Abstract

IN DEALING with law, anthropologists have often limited themselves to an analysis of certain institutionalized forms of legal systems, such as councils, courts, duels, and go-betweens. Characteristically, such agents or agencies of conflict resolution claim our attention because they are most easily discernible as core portions of legal systems in variety of societies. However, when anthropologists begin to concern themselves with the problem of explaining interor intrasocietal variation in the law, they necessarily include in their description of a legal system broader range of social control forms than those mentioned above, as well as certain variables that are crucial to functional explanation of different forms of social control (Malinowski 1932; Whiting 1950; Schneider 1957; Harper 1957).

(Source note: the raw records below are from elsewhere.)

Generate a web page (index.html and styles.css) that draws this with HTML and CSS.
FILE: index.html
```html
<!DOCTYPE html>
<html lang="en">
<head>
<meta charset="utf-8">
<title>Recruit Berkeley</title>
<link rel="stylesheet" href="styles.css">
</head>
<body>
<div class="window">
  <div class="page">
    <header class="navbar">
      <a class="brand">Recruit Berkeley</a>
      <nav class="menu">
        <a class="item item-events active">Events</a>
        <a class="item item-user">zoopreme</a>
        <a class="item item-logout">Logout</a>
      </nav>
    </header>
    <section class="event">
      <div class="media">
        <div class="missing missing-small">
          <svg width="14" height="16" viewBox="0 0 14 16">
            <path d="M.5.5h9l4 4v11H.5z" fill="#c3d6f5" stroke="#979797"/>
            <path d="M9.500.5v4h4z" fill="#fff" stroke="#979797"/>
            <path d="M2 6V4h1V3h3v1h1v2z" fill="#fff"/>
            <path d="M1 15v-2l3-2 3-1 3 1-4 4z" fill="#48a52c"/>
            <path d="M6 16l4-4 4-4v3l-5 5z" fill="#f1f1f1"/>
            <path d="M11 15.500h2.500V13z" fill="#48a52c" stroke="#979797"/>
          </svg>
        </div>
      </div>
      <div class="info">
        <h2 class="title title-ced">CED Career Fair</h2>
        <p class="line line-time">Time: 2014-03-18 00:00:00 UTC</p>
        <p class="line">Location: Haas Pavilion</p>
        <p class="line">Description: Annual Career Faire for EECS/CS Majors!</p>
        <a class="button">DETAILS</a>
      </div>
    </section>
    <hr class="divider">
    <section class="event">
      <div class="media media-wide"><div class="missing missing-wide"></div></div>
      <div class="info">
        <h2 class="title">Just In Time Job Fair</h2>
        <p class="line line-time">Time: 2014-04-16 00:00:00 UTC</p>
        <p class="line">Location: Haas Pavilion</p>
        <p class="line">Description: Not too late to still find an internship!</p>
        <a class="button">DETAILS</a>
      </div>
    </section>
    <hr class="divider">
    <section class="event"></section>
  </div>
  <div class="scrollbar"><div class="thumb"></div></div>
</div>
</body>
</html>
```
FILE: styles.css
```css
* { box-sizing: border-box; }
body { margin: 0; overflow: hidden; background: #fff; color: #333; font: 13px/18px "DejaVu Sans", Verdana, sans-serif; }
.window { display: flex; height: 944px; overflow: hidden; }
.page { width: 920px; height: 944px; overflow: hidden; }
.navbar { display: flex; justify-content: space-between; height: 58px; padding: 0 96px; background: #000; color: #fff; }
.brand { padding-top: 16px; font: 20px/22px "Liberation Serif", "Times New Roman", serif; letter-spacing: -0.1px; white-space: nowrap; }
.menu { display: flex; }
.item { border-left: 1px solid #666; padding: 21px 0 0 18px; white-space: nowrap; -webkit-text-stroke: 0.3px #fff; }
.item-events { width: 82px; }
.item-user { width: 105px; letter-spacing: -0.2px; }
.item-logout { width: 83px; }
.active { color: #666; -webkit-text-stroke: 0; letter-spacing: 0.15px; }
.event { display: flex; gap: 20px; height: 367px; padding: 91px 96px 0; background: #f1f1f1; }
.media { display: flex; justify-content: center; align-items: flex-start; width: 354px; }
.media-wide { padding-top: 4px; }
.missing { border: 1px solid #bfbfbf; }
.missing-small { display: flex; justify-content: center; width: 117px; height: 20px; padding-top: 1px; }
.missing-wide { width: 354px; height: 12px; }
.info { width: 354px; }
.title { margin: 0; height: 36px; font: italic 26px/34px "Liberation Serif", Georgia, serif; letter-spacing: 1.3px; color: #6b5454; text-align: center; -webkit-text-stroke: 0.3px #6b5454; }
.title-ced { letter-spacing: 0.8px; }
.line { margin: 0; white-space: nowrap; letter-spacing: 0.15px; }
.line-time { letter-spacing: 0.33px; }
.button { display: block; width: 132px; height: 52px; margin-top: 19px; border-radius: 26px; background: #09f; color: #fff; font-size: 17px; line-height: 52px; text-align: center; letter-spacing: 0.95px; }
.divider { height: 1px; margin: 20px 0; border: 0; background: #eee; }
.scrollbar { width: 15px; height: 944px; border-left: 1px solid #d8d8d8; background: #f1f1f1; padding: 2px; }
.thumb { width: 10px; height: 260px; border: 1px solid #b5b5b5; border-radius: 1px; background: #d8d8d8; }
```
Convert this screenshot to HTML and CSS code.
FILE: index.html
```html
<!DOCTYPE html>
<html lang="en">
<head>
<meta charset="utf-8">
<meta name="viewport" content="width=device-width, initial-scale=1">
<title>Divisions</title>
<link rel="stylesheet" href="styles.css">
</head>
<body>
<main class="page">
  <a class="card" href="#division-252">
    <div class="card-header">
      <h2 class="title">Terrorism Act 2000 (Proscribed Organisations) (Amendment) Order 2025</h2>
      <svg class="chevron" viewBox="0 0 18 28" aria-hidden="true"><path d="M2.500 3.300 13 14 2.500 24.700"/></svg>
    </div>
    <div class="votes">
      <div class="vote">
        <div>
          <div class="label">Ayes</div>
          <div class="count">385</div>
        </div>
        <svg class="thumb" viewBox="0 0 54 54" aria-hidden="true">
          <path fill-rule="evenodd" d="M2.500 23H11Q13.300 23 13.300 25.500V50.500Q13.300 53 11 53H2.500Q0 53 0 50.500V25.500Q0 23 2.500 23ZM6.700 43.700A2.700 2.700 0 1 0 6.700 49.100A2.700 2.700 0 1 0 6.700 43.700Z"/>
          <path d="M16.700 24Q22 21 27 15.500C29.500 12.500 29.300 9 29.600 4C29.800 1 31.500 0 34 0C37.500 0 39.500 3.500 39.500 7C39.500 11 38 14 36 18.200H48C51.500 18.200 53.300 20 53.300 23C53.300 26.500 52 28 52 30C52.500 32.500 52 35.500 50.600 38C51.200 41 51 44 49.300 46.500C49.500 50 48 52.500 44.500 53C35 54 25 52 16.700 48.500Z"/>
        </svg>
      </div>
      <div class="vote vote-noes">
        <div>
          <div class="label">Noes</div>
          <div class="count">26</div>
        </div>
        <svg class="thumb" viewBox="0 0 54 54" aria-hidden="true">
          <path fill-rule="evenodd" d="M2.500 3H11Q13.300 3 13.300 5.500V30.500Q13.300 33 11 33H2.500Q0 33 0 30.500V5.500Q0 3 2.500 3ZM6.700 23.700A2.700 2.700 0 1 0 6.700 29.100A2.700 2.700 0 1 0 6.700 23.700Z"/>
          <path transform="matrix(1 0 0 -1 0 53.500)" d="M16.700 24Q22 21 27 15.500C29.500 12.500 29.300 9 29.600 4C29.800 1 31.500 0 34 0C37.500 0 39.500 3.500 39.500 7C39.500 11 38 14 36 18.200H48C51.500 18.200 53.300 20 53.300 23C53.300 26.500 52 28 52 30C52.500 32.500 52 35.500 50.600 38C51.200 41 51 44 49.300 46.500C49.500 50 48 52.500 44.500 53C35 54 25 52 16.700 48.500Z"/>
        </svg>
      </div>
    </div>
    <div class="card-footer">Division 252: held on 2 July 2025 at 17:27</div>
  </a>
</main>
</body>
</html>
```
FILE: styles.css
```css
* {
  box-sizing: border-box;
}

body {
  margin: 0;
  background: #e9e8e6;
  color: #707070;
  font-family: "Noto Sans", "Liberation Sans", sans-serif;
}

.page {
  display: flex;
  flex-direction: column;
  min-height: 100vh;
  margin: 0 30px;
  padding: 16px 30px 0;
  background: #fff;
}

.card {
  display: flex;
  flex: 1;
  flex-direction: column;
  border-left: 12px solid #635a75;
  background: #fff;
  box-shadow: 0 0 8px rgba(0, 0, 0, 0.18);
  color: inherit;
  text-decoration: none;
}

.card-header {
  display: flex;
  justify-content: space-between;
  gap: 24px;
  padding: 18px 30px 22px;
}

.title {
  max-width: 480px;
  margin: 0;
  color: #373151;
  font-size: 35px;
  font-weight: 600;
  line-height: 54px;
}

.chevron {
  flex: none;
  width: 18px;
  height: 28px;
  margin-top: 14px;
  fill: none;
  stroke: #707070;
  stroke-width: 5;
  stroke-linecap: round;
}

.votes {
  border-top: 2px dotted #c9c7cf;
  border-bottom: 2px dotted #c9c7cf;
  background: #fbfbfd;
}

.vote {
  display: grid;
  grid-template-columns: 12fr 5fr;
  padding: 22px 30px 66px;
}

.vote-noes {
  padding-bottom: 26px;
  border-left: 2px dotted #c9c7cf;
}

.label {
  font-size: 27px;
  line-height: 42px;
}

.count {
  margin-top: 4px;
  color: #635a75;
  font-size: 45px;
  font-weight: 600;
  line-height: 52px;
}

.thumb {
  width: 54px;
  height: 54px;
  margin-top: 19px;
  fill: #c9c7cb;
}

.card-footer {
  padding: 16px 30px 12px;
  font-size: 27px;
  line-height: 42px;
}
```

The present paper discusses conflict resolution in two Mexican towns by exploring two central questions: (1) are conflicts resolved differently in the two towns because authority is allocated differently; that is, to what extent does the distribution of authority coincide with the distribution of conflict resolution, and (2) what factors explain the differential distribution of authority in these towns? Our approach is to investigate alternative strategies employed by husbands and wives in resolving conflicts which occur between them. In addition, we discuss implications of these alternative strategies and offer reconstruction of the development of authority patterns in these communities. We do this in order to understand the degree of correspondence between authority patterns and the role of remedy agent.